En una disposición del año 369 dirigida al vicario de Hispania Petronio, se ordena que la redacción de los archivos municipales se realice ante tres curiales y un magistrado, probablemente el curator civitatis. El reducido número de curiales hace pensar que las curias municipales eran cada vez más exiguas. El curator civitatis era un burócrata palatino, es decir, perteneciente a uno de los departamentos imperiales, y sus funciones principales eran controlar las finanzas de las ciudades. En Hispania sólo hay noticia de la existencia de un curator civitatis, atestiguado en una inscripción de Tarraco.
También los flamines y sacerdotes paganos pertenecían a la curia municipal durante el siglo IV. Aunque a medida que el cristianismo va progresando en las ciudades, es la figura del obispo la que cobra una mayor dimensión social, llegando en muchos casos a erigirse en una especie de patrono de la misma, cómo veremos en el capítulo correspondiente.

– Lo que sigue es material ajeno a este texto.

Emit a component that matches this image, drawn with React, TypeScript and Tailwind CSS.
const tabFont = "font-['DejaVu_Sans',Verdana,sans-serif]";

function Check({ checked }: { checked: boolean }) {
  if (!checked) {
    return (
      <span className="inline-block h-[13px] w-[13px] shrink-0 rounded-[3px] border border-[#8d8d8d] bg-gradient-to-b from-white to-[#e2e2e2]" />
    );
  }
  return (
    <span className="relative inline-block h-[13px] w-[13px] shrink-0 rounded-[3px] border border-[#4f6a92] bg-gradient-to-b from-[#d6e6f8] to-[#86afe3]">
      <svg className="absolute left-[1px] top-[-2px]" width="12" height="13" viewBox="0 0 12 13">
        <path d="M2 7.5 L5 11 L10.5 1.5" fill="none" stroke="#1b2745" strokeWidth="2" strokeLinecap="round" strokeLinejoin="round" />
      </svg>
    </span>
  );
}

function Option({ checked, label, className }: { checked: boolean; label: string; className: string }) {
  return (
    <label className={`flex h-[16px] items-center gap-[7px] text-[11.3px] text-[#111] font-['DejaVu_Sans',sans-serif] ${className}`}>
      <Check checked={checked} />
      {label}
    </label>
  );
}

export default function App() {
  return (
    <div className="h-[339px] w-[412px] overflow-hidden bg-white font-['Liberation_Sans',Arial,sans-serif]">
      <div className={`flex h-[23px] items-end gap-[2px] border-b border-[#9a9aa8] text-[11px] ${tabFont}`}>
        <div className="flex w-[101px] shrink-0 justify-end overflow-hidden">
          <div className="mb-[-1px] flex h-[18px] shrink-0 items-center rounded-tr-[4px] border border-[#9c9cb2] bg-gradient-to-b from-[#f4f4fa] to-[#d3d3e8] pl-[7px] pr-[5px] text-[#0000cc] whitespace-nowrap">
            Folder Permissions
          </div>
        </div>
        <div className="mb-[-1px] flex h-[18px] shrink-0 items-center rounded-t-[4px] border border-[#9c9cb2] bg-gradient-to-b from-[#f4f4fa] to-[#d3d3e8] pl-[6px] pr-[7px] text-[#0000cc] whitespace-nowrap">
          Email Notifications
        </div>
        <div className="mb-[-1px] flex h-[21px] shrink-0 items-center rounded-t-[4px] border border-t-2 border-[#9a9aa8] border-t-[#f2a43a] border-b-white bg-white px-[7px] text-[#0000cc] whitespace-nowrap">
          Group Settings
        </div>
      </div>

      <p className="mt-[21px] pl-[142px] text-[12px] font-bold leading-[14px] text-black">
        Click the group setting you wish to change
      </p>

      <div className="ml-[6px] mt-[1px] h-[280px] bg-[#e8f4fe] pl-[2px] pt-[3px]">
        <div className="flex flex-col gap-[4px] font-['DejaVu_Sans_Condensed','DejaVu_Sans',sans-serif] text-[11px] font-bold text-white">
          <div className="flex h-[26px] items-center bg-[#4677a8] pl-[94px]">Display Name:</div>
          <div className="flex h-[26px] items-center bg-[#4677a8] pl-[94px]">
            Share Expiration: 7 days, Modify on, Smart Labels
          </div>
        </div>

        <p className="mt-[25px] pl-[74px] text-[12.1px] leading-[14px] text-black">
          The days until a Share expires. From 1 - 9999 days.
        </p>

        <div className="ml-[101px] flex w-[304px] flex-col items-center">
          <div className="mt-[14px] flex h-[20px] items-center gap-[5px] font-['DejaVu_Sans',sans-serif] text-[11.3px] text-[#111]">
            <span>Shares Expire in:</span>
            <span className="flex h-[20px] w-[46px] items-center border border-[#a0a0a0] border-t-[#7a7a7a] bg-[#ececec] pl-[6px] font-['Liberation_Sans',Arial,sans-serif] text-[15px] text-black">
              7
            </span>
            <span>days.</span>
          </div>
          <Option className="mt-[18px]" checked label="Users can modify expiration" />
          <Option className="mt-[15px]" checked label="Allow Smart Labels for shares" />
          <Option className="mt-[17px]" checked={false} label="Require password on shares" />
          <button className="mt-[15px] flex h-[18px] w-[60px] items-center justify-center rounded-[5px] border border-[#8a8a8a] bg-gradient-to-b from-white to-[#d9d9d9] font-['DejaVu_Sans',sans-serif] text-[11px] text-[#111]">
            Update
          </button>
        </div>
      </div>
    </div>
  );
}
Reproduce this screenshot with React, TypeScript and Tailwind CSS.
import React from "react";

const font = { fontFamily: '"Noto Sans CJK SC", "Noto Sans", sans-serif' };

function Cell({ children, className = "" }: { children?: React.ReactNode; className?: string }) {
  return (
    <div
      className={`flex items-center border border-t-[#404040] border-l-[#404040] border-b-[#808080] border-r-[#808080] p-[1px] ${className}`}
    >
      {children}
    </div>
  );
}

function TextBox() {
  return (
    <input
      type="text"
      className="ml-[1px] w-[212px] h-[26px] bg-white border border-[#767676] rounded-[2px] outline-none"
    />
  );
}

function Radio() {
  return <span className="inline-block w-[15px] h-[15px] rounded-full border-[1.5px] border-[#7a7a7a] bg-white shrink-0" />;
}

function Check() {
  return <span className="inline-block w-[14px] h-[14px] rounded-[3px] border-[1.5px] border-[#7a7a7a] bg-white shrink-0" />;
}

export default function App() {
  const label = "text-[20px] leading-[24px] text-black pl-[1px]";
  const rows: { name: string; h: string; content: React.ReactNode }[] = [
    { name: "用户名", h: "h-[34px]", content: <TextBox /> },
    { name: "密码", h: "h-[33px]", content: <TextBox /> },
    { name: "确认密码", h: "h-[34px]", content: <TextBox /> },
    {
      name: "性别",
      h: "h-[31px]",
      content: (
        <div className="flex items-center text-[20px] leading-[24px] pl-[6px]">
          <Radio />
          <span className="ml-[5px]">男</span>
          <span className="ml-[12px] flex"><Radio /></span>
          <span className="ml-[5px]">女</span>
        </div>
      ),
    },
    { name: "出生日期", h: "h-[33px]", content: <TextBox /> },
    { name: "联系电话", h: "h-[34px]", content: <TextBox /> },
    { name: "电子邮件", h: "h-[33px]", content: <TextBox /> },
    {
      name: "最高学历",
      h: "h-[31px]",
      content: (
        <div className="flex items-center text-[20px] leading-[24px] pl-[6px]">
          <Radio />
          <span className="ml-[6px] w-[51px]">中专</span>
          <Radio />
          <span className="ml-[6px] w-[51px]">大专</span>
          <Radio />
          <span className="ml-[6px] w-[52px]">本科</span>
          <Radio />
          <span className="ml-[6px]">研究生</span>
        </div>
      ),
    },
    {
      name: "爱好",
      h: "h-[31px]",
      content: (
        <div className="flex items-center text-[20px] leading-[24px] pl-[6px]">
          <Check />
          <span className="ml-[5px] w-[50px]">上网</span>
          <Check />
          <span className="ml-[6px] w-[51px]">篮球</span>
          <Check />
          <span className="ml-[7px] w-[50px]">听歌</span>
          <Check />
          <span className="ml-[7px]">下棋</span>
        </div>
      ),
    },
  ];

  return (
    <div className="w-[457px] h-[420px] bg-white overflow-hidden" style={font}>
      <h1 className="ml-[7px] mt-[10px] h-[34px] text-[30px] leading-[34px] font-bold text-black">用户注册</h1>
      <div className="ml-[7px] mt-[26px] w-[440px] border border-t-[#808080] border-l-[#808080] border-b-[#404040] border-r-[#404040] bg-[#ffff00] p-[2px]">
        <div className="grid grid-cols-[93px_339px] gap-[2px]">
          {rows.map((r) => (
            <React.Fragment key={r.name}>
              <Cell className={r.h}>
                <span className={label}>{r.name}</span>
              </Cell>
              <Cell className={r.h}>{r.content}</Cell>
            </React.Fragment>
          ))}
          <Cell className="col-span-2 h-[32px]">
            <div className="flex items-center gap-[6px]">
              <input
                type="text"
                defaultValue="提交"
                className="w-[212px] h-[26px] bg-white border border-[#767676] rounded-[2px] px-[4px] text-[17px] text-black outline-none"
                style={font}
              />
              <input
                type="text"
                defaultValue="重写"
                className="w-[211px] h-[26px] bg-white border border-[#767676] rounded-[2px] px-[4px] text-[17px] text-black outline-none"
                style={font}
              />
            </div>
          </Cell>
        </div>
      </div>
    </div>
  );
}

La crisis del 409 con la llegada de las invasiones bárbaras a la Península produjo la destrucción material de muchas ciudades, aunque en otras ciudades amuralladas los habitantes pudieron resistir e incluso atacar a los pueblos invasores, como señala Hidacio en Galicia bajo el dominio suevo. No obstante, el pánico en esta época parece desolador. Una ley del 409 ordena a los miembros de los collegia (asociaciones profesionales) que hubieran huido al campo regresar a la ciudad. También muchos curiales huyen de las mismas y aquellos que resisten en la ciudad se ven sometidos en algunos casos a la doble presión del elemento invasor y de los recaudadores de impuestos. La imagen que Hidacio da en su Crónica de algunos acontecimientos acaecidos en algunas ciudades de Galicia resulta apocalíptica y marca definitivamente el fin de una época: "Los bárbaros -dice- habían penetrado en Hispania saqueando y masacrando sin piedad. Por otra parte, la peste hacía estragos. Mientras los hispanos eran entregados a los excesos de los bárbaros y la peste los acosaba, las riquezas y víveres almacenados en las ciudades eran arrancados por el tiránico recaudador de impuestos y saqueados por los soldados. He aquí la espantosa hambre: los humanos se comen entre sí por la presión del hambre; las madres incluso se alimentan con los cuerpos de sus propios hijos a los que matan. Las bestias feroces, acostumbradas a los cadáveres de los muertos por las armas, el hambre o la peste matan también a los hombres más fuertes y, alimentadas con su carne, se expanden por doquier... Así los cuatro azotes de las armas, el hambre, la peste y las bestias feroces se reparten por todo el mundo, realizándose lo que había anunciado el Señor por sus profetas".